• **Instructions to follow**
In the data below, find every line that has the string "React", and copy it.

• **Source data**
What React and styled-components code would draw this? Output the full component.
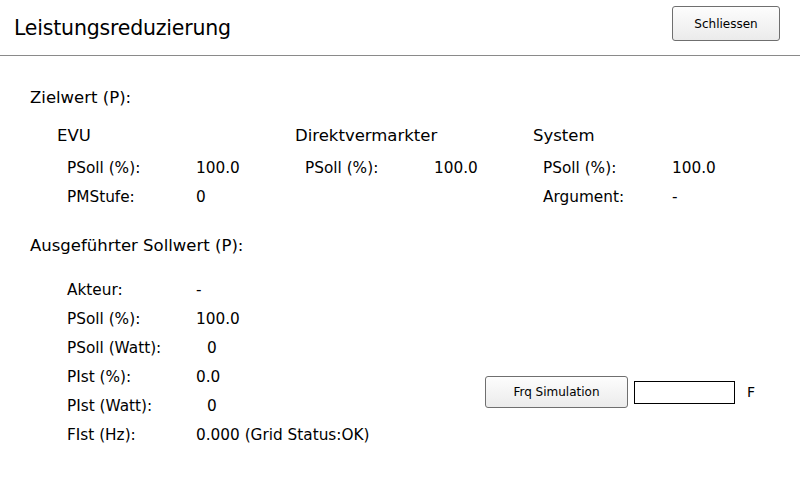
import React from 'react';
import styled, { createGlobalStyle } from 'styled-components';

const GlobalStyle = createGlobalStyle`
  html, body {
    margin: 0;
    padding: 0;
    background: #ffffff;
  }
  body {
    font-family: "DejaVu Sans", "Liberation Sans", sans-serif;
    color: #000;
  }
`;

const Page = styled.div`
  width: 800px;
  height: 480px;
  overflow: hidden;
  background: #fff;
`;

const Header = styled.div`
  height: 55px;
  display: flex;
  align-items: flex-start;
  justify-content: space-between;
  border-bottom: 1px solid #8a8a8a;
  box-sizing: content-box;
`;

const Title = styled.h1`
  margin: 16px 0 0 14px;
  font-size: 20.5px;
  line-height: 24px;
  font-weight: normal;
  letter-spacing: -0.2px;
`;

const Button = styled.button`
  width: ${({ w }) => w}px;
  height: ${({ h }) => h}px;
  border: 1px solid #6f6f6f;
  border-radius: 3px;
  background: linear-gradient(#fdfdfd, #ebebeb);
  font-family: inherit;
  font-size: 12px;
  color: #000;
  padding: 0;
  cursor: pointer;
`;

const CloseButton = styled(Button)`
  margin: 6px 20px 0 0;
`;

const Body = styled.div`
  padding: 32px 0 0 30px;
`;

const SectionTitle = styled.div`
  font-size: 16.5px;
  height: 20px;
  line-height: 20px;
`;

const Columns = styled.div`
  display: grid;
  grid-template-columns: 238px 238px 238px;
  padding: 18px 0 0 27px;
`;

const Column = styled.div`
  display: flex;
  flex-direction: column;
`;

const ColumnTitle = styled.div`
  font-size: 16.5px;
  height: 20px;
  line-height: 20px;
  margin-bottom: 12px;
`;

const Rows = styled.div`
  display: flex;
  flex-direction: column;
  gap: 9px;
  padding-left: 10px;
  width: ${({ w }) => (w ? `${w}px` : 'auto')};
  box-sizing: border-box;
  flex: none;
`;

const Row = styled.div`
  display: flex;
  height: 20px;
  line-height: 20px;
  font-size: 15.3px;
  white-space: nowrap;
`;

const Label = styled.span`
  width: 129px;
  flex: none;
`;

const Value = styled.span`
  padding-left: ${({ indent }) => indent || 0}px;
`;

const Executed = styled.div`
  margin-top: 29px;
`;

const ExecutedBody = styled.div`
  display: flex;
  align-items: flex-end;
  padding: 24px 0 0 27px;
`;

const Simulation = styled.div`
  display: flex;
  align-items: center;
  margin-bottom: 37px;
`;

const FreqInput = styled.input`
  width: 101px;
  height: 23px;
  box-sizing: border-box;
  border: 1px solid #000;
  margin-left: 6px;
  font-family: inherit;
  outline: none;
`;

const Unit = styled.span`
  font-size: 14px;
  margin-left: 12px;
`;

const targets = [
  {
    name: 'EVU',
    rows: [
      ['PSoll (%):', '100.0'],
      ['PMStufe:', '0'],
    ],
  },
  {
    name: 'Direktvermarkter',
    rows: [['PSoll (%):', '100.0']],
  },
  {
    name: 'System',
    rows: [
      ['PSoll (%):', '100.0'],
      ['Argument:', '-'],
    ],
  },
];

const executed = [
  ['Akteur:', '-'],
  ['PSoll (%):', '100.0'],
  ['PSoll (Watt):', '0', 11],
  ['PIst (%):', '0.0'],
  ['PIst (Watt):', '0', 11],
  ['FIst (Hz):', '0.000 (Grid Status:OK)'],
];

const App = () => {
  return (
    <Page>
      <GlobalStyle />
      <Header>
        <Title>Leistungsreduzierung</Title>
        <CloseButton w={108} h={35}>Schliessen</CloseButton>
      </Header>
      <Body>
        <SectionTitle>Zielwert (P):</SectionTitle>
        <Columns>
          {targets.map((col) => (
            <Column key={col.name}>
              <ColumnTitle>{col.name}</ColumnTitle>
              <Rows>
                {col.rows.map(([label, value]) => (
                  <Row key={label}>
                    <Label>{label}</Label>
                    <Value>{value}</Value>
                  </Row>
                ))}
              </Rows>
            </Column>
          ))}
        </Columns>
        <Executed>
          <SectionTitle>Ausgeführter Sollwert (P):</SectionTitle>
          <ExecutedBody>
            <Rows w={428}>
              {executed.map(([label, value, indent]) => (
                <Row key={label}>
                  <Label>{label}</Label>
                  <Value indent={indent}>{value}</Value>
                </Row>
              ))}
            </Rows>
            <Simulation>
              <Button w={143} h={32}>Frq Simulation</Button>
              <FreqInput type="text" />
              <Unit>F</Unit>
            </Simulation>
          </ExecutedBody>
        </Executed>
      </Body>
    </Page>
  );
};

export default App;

• **Finished task**
What React and styled-components code would draw this? Output the full component.
import React from 'react';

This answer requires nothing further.